Short task
Repeat the listing that follows, character for character, minus the pictures.

# # # #

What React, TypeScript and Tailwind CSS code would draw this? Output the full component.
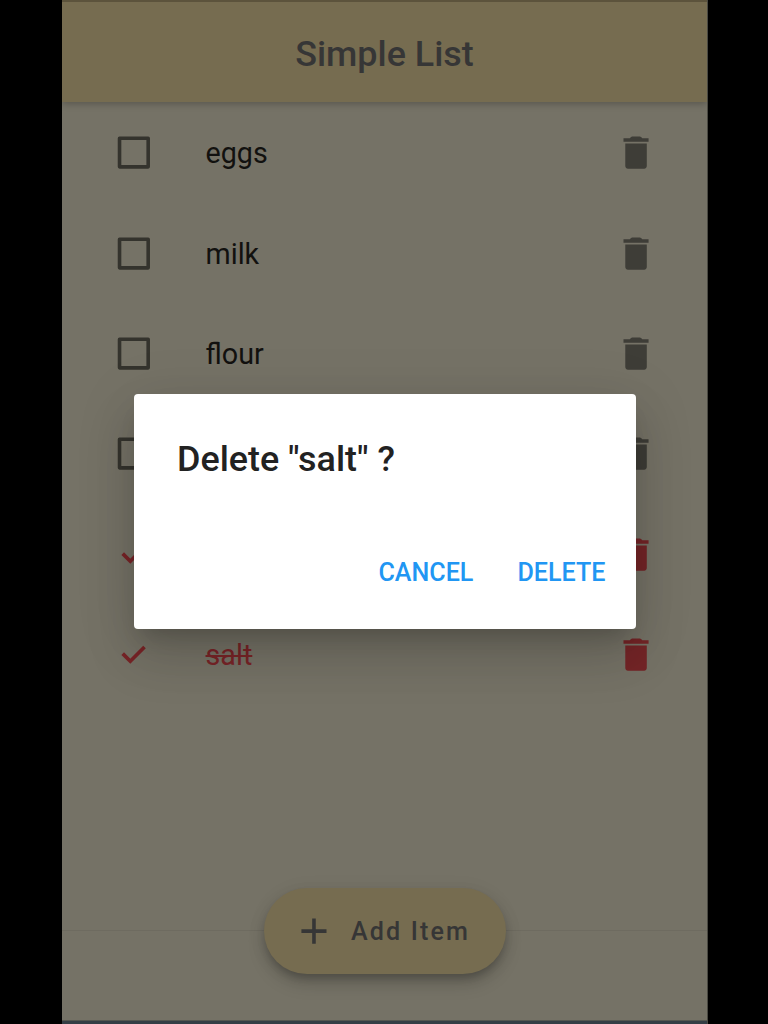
const items = [
  { name: 'eggs', done: false },
  { name: 'milk', done: false },
  { name: 'flour', done: false },
  { name: '', done: false },
  { name: '', done: true },
  { name: 'salt', done: true },
];

function BoxIcon() {
  return (
    <svg viewBox="-0.2 0 24 24" className="size-[43px] fill-[#34332d]">
      <path fillRule="evenodd" d="M4 3h16a1 1 0 0 1 1 1v16a1 1 0 0 1-1 1H4a1 1 0 0 1-1-1V4a1 1 0 0 1 1-1zM5 5v14h14V5z" />
    </svg>
  );
}

function CheckIcon() {
  return (
    <svg viewBox="0 0 43 43" className="size-[43px] fill-none stroke-[#782427]">
      <path d="M10.7 20.6 18.3 28.2 32.500 14" strokeWidth="3.7" />
    </svg>
  );
}

function TrashIcon({ done }: { done: boolean }) {
  return (
    <svg viewBox="-0.3 0 24 24" className={`size-[43px] ${done ? 'fill-[#742527]' : 'fill-[#3e3d37]'}`}>
      <path d="M6 19.5c0 .9.7 1.5 1.5 1.5h9c.8 0 1.5-.6 1.5-1.5V7H6v12.5zM19 4h-3.5l-.7-.7c-.2-.2-.4-.3-.7-.3H9.9c-.3 0-.5.1-.7.3l-.7.7H5v2h14V4z" />
    </svg>
  );
}

export default function App() {
  return (
    <div className="relative h-[1024px] w-[768px] overflow-hidden bg-black pl-[62px] font-['Roboto',sans-serif]">
      <div className="flex h-full w-[646px] flex-col overflow-hidden border-r border-[#4a4942] bg-[#757266]">
        <header className="flex h-[102px] shrink-0 items-center justify-center border-t-2 border-[#5c533c] bg-[#766c50] pt-[5px] shadow-[0_2px_7px_rgba(0,0,0,0.24)]">
          <h1 className="text-[35.9px] leading-none font-medium text-[#363636]">Simple List</h1>
        </header>
        <ul className="flex h-[828.5px] shrink-0 flex-col border-b border-[#6e6b60] pt-[0.5px]">
          {items.map(({ name, done }, index) => (
            <li key={index} className="flex h-[100.4px] shrink-0 items-center pr-[50px] pl-[50px]">
              {done ? <CheckIcon /> : <BoxIcon />}
              <span className={`ml-[50.5px] flex-1 pt-[2px] text-[28.7px] leading-none ${done ? 'text-[#782427] line-through decoration-2' : 'text-[#12110f]'}`}>{name}</span>
              <TrashIcon done={done} />
            </li>
          ))}
        </ul>
        <div className="flex-1" />
        <div className="h-[4px] border-t border-[#545750] bg-[#343e45]" />
      </div>

      <button className="absolute top-[888px] left-[264px] flex h-[86px] w-[242px] items-center rounded-full bg-[#766c50] pl-[28.5px] text-[#363636] shadow-[0_6px_9px_-2px_rgba(0,0,0,0.2),0_10px_18px_rgba(0,0,0,0.14),0_2px_20px_rgba(0,0,0,0.06)]">
        <svg viewBox="0.3 0.2 24 24" className="size-[43px] fill-current">
          <path d="M19 13h-6v6h-2v-6H5v-2h6V5h2v6h6v2z" />
        </svg>
        <span className="ml-[15.5px] pt-[2px] text-[25.1px] leading-none font-medium tracking-[2.15px] whitespace-nowrap">Add Item</span>
      </button>

      <div role="dialog" className="absolute top-[394px] left-[134px] flex h-[235px] w-[502px] flex-col rounded-[4px] bg-white px-[43px] pt-[47px] shadow-[0_14px_20px_-9px_rgba(0,0,0,0.18),0_28px_50px_3px_rgba(0,0,0,0.12),0_10px_60px_7px_rgba(0,0,0,0.08)]">
        <h2 className="text-[35.9px] leading-[36px] font-medium text-[#222222]">Delete "salt" ?</h2>
        <div className="-mr-[12.4px] mt-[83px] flex justify-end gap-[44px] text-[25.1px] leading-[26px] font-medium text-[#2196f3]">
          <button>CANCEL</button>
          <button>DELETE</button>
        </div>
      </div>
    </div>
  );
}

# # # #

Result
What React, TypeScript and Tailwind CSS code would draw this? Output the full component.
const items = [
  { name: 'eggs', done: false },
  { name: 'milk', done: false },
  { name: 'flour', done: false },
  { name: '', done: false },
  { name: '', done: true },
  { name: 'salt', done: true },
];

function BoxIcon() {
  return (
    <svg viewBox="-0.2 0 24 24" className="size-[43px] fill-[#34332d]">
      <path fillRule="evenodd" d="M4 3h16a1 1 0 0 1 1 1v16a1 1 0 0 1-1 1H4a1 1 0 0 1-1-1V4a1 1 0 0 1 1-1zM5 5v14h14V5z" />
    </svg>
  );
}

function CheckIcon() {
  return (
    <svg viewBox="0 0 43 43" className="size-[43px] fill-none stroke-[#782427]">
      <path d="M10.7 20.6 18.3 28.2 32.500 14" strokeWidth="3.7" />
    </svg>
  );
}

function TrashIcon({ done }: { done: boolean }) {
  return (
    <svg viewBox="-0.3 0 24 24" className={`size-[43px] ${done ? 'fill-[#742527]' : 'fill-[#3e3d37]'}`}>
      <path d="M6 19.5c0 .9.7 1.5 1.5 1.5h9c.8 0 1.5-.6 1.5-1.5V7H6v12.5zM19 4h-3.5l-.7-.7c-.2-.2-.4-.3-.7-.3H9.9c-.3 0-.5.1-.7.3l-.7.7H5v2h14V4z" />
    </svg>
  );
}

export default function App() {
  return (
    <div className="relative h-[1024px] w-[768px] overflow-hidden bg-black pl-[62px] font-['Roboto',sans-serif]">
      <div className="flex h-full w-[646px] flex-col overflow-hidden border-r border-[#4a4942] bg-[#757266]">
        <header className="flex h-[102px] shrink-0 items-center justify-center border-t-2 border-[#5c533c] bg-[#766c50] pt-[5px] shadow-[0_2px_7px_rgba(0,0,0,0.24)]">
          <h1 className="text-[35.9px] leading-none font-medium text-[#363636]">Simple List</h1>
        </header>
        <ul className="flex h-[828.5px] shrink-0 flex-col border-b border-[#6e6b60] pt-[0.5px]">
          {items.map(({ name, done }, index) => (
            <li key={index} className="flex h-[100.4px] shrink-0 items-center pr-[50px] pl-[50px]">
              {done ? <CheckIcon /> : <BoxIcon />}
              <span className={`ml-[50.5px] flex-1 pt-[2px] text-[28.7px] leading-none ${done ? 'text-[#782427] line-through decoration-2' : 'text-[#12110f]'}`}>{name}</span>
              <TrashIcon done={done} />
            </li>
          ))}
        </ul>
        <div className="flex-1" />
        <div className="h-[4px] border-t border-[#545750] bg-[#343e45]" />
      </div>

      <button className="absolute top-[888px] left-[264px] flex h-[86px] w-[242px] items-center rounded-full bg-[#766c50] pl-[28.5px] text-[#363636] shadow-[0_6px_9px_-2px_rgba(0,0,0,0.2),0_10px_18px_rgba(0,0,0,0.14),0_2px_20px_rgba(0,0,0,0.06)]">
        <svg viewBox="0.3 0.2 24 24" className="size-[43px] fill-current">
          <path d="M19 13h-6v6h-2v-6H5v-2h6V5h2v6h6v2z" />
        </svg>
        <span className="ml-[15.5px] pt-[2px] text-[25.1px] leading-none font-medium tracking-[2.15px] whitespace-nowrap">Add Item</span>
      </button>

      <div role="dialog" className="absolute top-[394px] left-[134px] flex h-[235px] w-[502px] flex-col rounded-[4px] bg-white px-[43px] pt-[47px] shadow-[0_14px_20px_-9px_rgba(0,0,0,0.18),0_28px_50px_3px_rgba(0,0,0,0.12),0_10px_60px_7px_rgba(0,0,0,0.08)]">
        <h2 className="text-[35.9px] leading-[36px] font-medium text-[#222222]">Delete "salt" ?</h2>
        <div className="-mr-[12.4px] mt-[83px] flex justify-end gap-[44px] text-[25.1px] leading-[26px] font-medium text-[#2196f3]">
          <button>CANCEL</button>
          <button>DELETE</button>
        </div>
      </div>
    </div>
  );
}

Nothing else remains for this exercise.